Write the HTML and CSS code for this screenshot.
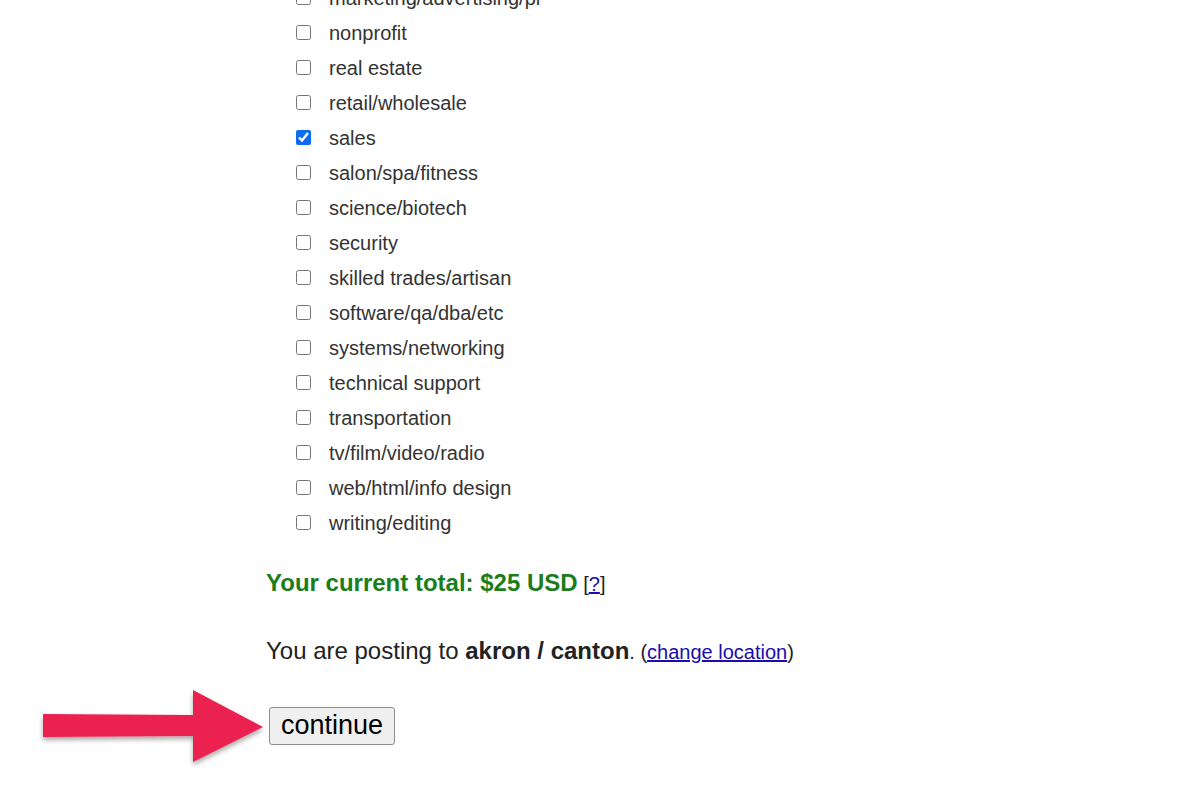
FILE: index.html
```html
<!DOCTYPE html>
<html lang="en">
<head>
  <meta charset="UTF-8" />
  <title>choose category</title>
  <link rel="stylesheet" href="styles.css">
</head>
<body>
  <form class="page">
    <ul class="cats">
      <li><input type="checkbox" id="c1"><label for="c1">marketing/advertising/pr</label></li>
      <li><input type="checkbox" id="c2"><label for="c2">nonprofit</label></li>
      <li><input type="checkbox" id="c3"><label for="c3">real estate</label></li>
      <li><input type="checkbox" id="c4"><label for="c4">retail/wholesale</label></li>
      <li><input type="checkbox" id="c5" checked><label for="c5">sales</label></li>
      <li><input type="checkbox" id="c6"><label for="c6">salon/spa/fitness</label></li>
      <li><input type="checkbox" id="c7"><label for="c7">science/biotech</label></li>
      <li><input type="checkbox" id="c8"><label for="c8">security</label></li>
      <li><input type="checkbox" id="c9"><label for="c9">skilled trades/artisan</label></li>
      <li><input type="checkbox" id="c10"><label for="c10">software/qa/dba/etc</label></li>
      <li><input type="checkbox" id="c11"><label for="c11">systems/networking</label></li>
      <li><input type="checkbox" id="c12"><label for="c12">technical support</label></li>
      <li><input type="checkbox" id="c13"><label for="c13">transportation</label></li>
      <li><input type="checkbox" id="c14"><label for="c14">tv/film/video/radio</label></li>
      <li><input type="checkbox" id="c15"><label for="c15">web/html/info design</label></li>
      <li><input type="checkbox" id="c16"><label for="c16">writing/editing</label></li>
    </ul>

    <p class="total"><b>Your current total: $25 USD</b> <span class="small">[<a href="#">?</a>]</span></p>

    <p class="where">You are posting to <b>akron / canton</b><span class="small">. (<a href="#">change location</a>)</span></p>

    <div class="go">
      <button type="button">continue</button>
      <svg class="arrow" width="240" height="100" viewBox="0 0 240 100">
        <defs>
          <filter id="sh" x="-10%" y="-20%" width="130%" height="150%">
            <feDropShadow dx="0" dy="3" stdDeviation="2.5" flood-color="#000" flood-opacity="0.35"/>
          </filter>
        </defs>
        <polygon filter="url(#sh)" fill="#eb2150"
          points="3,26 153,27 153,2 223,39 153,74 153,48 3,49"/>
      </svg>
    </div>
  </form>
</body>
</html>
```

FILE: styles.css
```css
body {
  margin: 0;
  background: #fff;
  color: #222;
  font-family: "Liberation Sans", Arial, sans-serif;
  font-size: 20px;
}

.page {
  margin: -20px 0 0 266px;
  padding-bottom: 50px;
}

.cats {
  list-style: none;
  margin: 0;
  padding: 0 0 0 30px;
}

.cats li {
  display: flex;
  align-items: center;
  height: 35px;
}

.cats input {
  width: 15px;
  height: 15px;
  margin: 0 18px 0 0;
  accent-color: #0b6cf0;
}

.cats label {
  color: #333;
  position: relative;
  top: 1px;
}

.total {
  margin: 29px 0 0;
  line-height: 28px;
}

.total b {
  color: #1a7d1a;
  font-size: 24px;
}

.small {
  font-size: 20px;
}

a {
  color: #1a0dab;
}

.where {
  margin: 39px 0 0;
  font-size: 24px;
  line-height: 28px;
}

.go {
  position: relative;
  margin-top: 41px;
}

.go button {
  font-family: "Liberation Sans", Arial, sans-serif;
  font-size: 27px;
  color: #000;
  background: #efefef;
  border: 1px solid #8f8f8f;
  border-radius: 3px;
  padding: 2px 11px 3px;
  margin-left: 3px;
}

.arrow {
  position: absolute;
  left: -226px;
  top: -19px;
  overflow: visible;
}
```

## Task requirements
Transcribe the full listing above exactly as it stands, minus the pictures.

## Solution for this problem
Write the HTML and CSS code for this screenshot.
FILE: index.html
```html
<!DOCTYPE html>
<html lang="en">
<head>
  <meta charset="UTF-8" />
  <title>choose category</title>
  <link rel="stylesheet" href="styles.css">
</head>
<body>
  <form class="page">
    <ul class="cats">
      <li><input type="checkbox" id="c1"><label for="c1">marketing/advertising/pr</label></li>
      <li><input type="checkbox" id="c2"><label for="c2">nonprofit</label></li>
      <li><input type="checkbox" id="c3"><label for="c3">real estate</label></li>
      <li><input type="checkbox" id="c4"><label for="c4">retail/wholesale</label></li>
      <li><input type="checkbox" id="c5" checked><label for="c5">sales</label></li>
      <li><input type="checkbox" id="c6"><label for="c6">salon/spa/fitness</label></li>
      <li><input type="checkbox" id="c7"><label for="c7">science/biotech</label></li>
      <li><input type="checkbox" id="c8"><label for="c8">security</label></li>
      <li><input type="checkbox" id="c9"><label for="c9">skilled trades/artisan</label></li>
      <li><input type="checkbox" id="c10"><label for="c10">software/qa/dba/etc</label></li>
      <li><input type="checkbox" id="c11"><label for="c11">systems/networking</label></li>
      <li><input type="checkbox" id="c12"><label for="c12">technical support</label></li>
      <li><input type="checkbox" id="c13"><label for="c13">transportation</label></li>
      <li><input type="checkbox" id="c14"><label for="c14">tv/film/video/radio</label></li>
      <li><input type="checkbox" id="c15"><label for="c15">web/html/info design</label></li>
      <li><input type="checkbox" id="c16"><label for="c16">writing/editing</label></li>
    </ul>

    <p class="total"><b>Your current total: $25 USD</b> <span class="small">[<a href="#">?</a>]</span></p>

    <p class="where">You are posting to <b>akron / canton</b><span class="small">. (<a href="#">change location</a>)</span></p>

    <div class="go">
      <button type="button">continue</button>
      <svg class="arrow" width="240" height="100" viewBox="0 0 240 100">
        <defs>
          <filter id="sh" x="-10%" y="-20%" width="130%" height="150%">
            <feDropShadow dx="0" dy="3" stdDeviation="2.5" flood-color="#000" flood-opacity="0.35"/>
          </filter>
        </defs>
        <polygon filter="url(#sh)" fill="#eb2150"
          points="3,26 153,27 153,2 223,39 153,74 153,48 3,49"/>
      </svg>
    </div>
  </form>
</body>
</html>
```

FILE: styles.css
```css
body {
  margin: 0;
  background: #fff;
  color: #222;
  font-family: "Liberation Sans", Arial, sans-serif;
  font-size: 20px;
}

.page {
  margin: -20px 0 0 266px;
  padding-bottom: 50px;
}

.cats {
  list-style: none;
  margin: 0;
  padding: 0 0 0 30px;
}

.cats li {
  display: flex;
  align-items: center;
  height: 35px;
}

.cats input {
  width: 15px;
  height: 15px;
  margin: 0 18px 0 0;
  accent-color: #0b6cf0;
}

.cats label {
  color: #333;
  position: relative;
  top: 1px;
}

.total {
  margin: 29px 0 0;
  line-height: 28px;
}

.total b {
  color: #1a7d1a;
  font-size: 24px;
}

.small {
  font-size: 20px;
}

a {
  color: #1a0dab;
}

.where {
  margin: 39px 0 0;
  font-size: 24px;
  line-height: 28px;
}

.go {
  position: relative;
  margin-top: 41px;
}

.go button {
  font-family: "Liberation Sans", Arial, sans-serif;
  font-size: 27px;
  color: #000;
  background: #efefef;
  border: 1px solid #8f8f8f;
  border-radius: 3px;
  padding: 2px 11px 3px;
  margin-left: 3px;
}

.arrow {
  position: absolute;
  left: -226px;
  top: -19px;
  overflow: visible;
}
```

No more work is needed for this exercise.